The other evidence to which I refer is that of the grievor’s response when confronted by the investigators, and, later, when faced with that response at the investigation. He first told the investigators that from 1930 until 2225 he had been working in the yard (this of course is inconsistent with his subsequent position). When they replied that they considered he was lying, he said "You caught me. Sometimes you have good days, sometimes you have bad days, and this happens to be a bad one for me." His subsequent explanation of this as being, in effect, banter, is not sufficient in view of the obvious seriousness of the matter, and the fact that he was clearly being accused.

From a study of all of the material, I find, on the balance of probabilities, that the grievor was neglectful in the performance of his duties on the night in question, and that he did submit false information with respect to the conduct of those duties. This is a serious offence, and a severe penalty would be appropriate.

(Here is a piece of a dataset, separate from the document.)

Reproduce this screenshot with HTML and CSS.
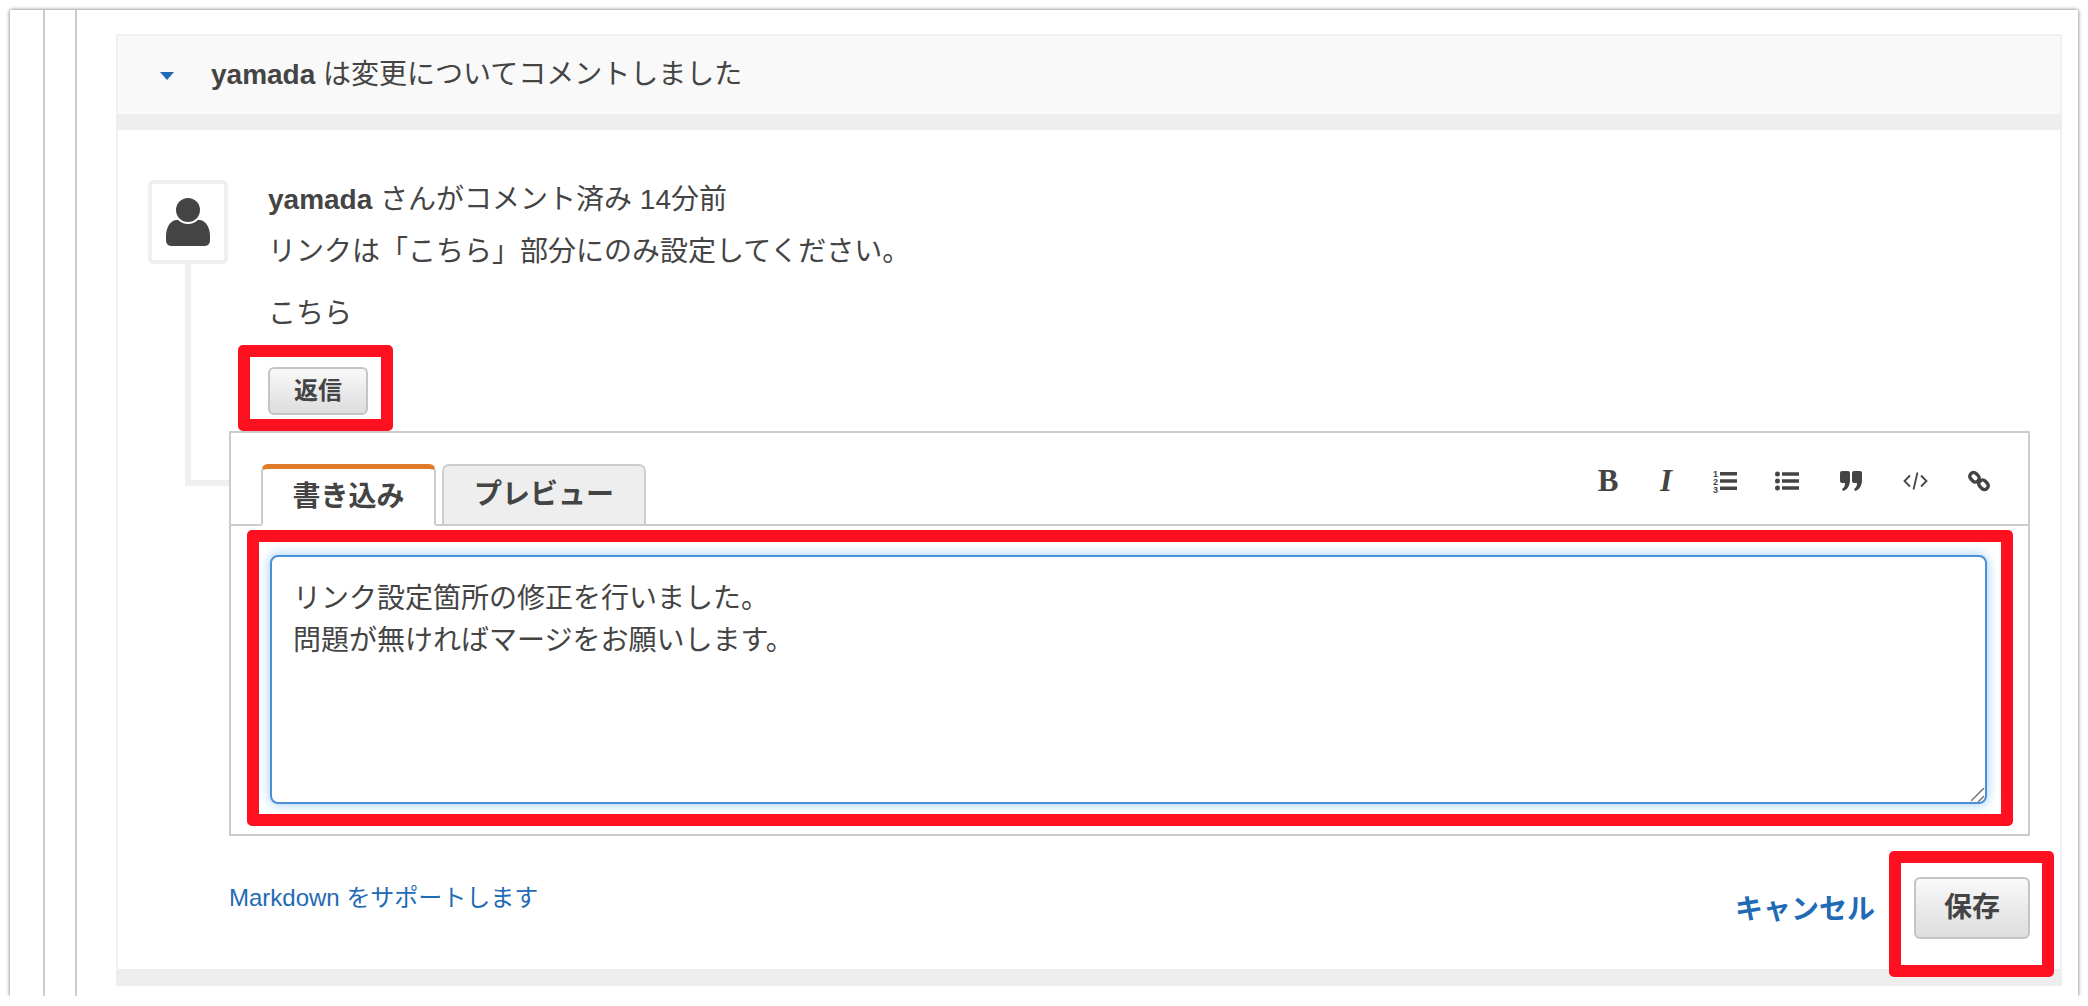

As to the penalty, the grievor’s record shows a ten-day suspension in 1974, for leaving his post without permission, and a reprimand, later in 1974 for failure to report for duty. The ten-day suspension would appear to be a significant matter, although it occurred well over a year before the incident in question. In many cases, it would be my view that discharge would be an excessive penalty for a second offence of dereliction of duty; regard must, however, be had to the fact that the grievor occupies a position of responsibility and trust. Where a second breach of such responsibility occurs, and where it involves, as has been found, the submission of false information, the discharge is appropriate. In this respect, I am in agreement with what is said in the Ford Motor Co. case, 8 L.A.C. (2d) 18., where it is stated: "When any person engaged in carrying out the very important functions of a plant protection officer is found to have conducted himself in a manner which falls short of being completely honest, such a person is no longer qualified to function in the capacity of a plant protection officer."

For the foregoing reasons, the grievance is dismissed.